Golf’s going green... and it’ll make game a lot harder to play!
FOR golfers struggling in the rough, it will come as unwelcome news – Scotland’s golf courses could become harder to play over concerns that our greens are not ‘green’ enough.
New research shows that pristine fairways generate as much harmful greenhouse gases as a small town.
Scientists say that every acre of manicured turf produces around 600kg of greenhouse gases a year.
With around 550 courses, Scottish golf’s carbon footprint equates to 21,500 tonnes of CO2 every year.

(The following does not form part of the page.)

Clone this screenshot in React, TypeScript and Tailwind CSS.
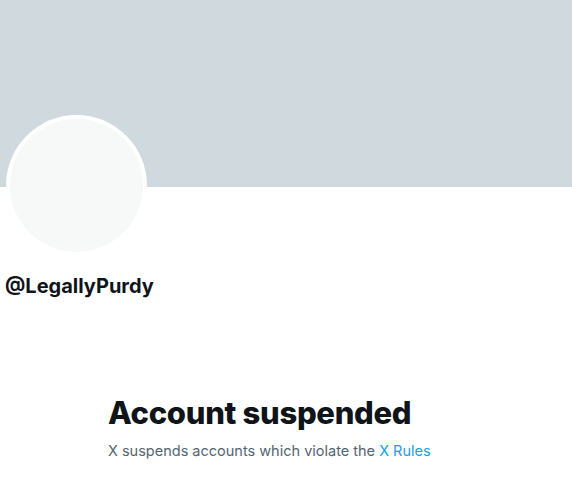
export default function App() {
  return (
    <div
      className="w-[572px] min-h-[495px] bg-white"
      style={{ fontFamily: 'Inter, Roboto, "Liberation Sans", sans-serif' }}
    >
      {/* banner */}
      <div className="h-[187px] bg-[#cfd9de]" />

      {/* avatar + handle */}
      <div className="px-[6px]">
        <div className="-mt-[72px] w-[141px] h-[141px] rounded-full bg-white p-[4px]">
          <div className="w-full h-full rounded-full bg-[#f7f9f9]" />
        </div>
        <div className="mt-[18px] text-[20px] font-bold leading-6 text-[#0f1419] -ml-[1px]">
          @LegallyPurdy
        </div>
      </div>

      {/* empty state */}
      <div className="mx-auto max-w-[356px] mt-[97px]">
        <h2 className="text-[31px] font-extrabold leading-9 text-[#0f1419] tracking-[-0.3px]">
          Account suspended
        </h2>
        <p className="mt-[10px] text-[14.5px] leading-5 text-[#536471]">
          X suspends accounts which violate the{" "}
          <span className="text-[#1d9bf0]">X Rules</span>
        </p>
      </div>
    </div>
  );
}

Now there are calls for minimum maintenance – which means shrinking fairways and extra rough.
The Swedish Institute of Agricultural and Environmental Engineering and Swedish University of Agricultural Sciences examined two Scandinavian courses.
They found that keeping fairways and greens in pristine condition is carbon-intensive. Diesel-powered mowers run up fuel use while fertiliser and rotting grass emit nitrous oxide. The study – in the journal Urban Forestry & Urban Greening – states: ‘Appropriate measures for reducing carbon footprint are reduced mowing frequency; investment in electrified machinery; lowering the fertiliser rate and reducing the amount and transport of sand.’
Lead author Dr Pernilla Tidaker said: ‘I understand there is a wish from beginners and less skilled golfers to extend the fairway but that leads to higher CO2 impact.’
However, many cash-strapped courses have embraced the idea.
James Hutchinson of the British and International Golf Greenkeepers’ Association, said: ‘The industry has started to let areas go by reducing the amount of turf that gets cut.
‘Where fairways are smaller and rough larger, some golfers will spend more time looking for their ball.’
Robert Patterson, course manager at Royal Aberdeen Golf Club, said: ‘We are returning the rough to traditional thin and wispy grass, so it will need mowing every three weeks instead of twice a week.
‘There is a fine balance. You have to look after your members so you can’t make the course too difficult.’
Eddie David, president of Tillicoultry Golf Club in Clackmannanshire, said: ‘We brought in some fairways and let more of the course go to rough, but some of the older guys were up in arms. But our carbon emissions are coming down as we use less diesel.’